Sunday, September 14, 2008

The Problem With Obama



Interesting take on the Obama campaign by Matt Taibbi:


"What's confusing about Obama is that he's so successful at projecting an air of genuineness and honesty, even as he navigates the veritable Mount Everest of fakery and onerous bullshit that is our modern electoral system. And the reason it's confusing is that we've grown so used to presidential candidates who fall short of the images they present in public, we don't even know anymore what a man worth the office would look like. Is this him? Or is this just a guy with a gift for concealing the ugliness of the system he represents?"

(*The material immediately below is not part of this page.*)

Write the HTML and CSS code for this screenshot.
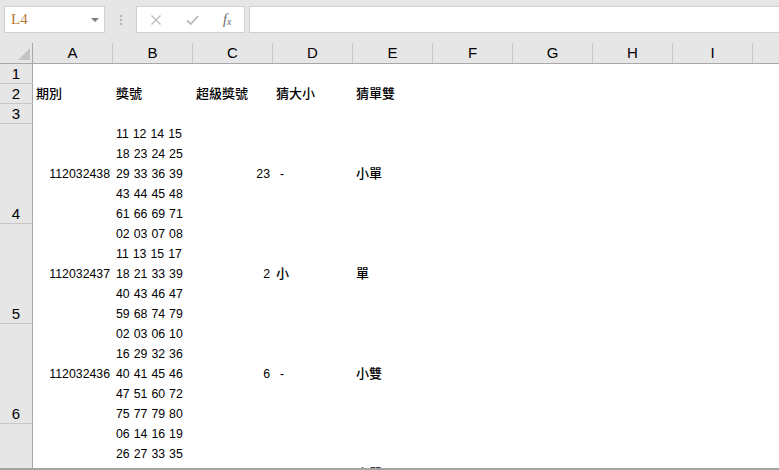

In part, it seems like what America has at stake in this election is more than just the issues, which are dire enough to make the decision about the incoming commander-in-chief absolutely vital. The promise of Barack Obama is as much about a contract with reality as it is about any evaluative criteria for a governing body. The people's hope in his candidacy correlates to that old religious stalemate; faith. But rather than a superstitious kind of faith (though perhaps some could justifiably dismiss it as such), theirs is a faith in the power of iconoclasty to come alive, and simultaneously self-destruct. The hope is that Obama, by gaining the most title of perhaps the most artifice, will become a symbol of the death of artifice.

"The challenges we face will not be solved with one meeting in one night... change will not come if we wait for some other person or if we wait for some other time. We are the ones we've been waiting for. WE are the change that we seek."

What is perhaps most remarkable is the hubris with which Obama (or candidate Obama, the hope simulacrum- take your pick) acknowledges his inconsequentiality. What he represents is far more important than what he is. In an age where cynicism is not so much a choice as a prerequisite, Obama's campaign represents a desire to one day become a civilization that actually is who it says it is.



Of course, the saccharine music in the above video betrays the politicking involved in this election, the ways in which it is working within the superstructure of a hyperreal culture. However, the very message of the video is about transcending the noise of the political climate and becoming something more than just perception.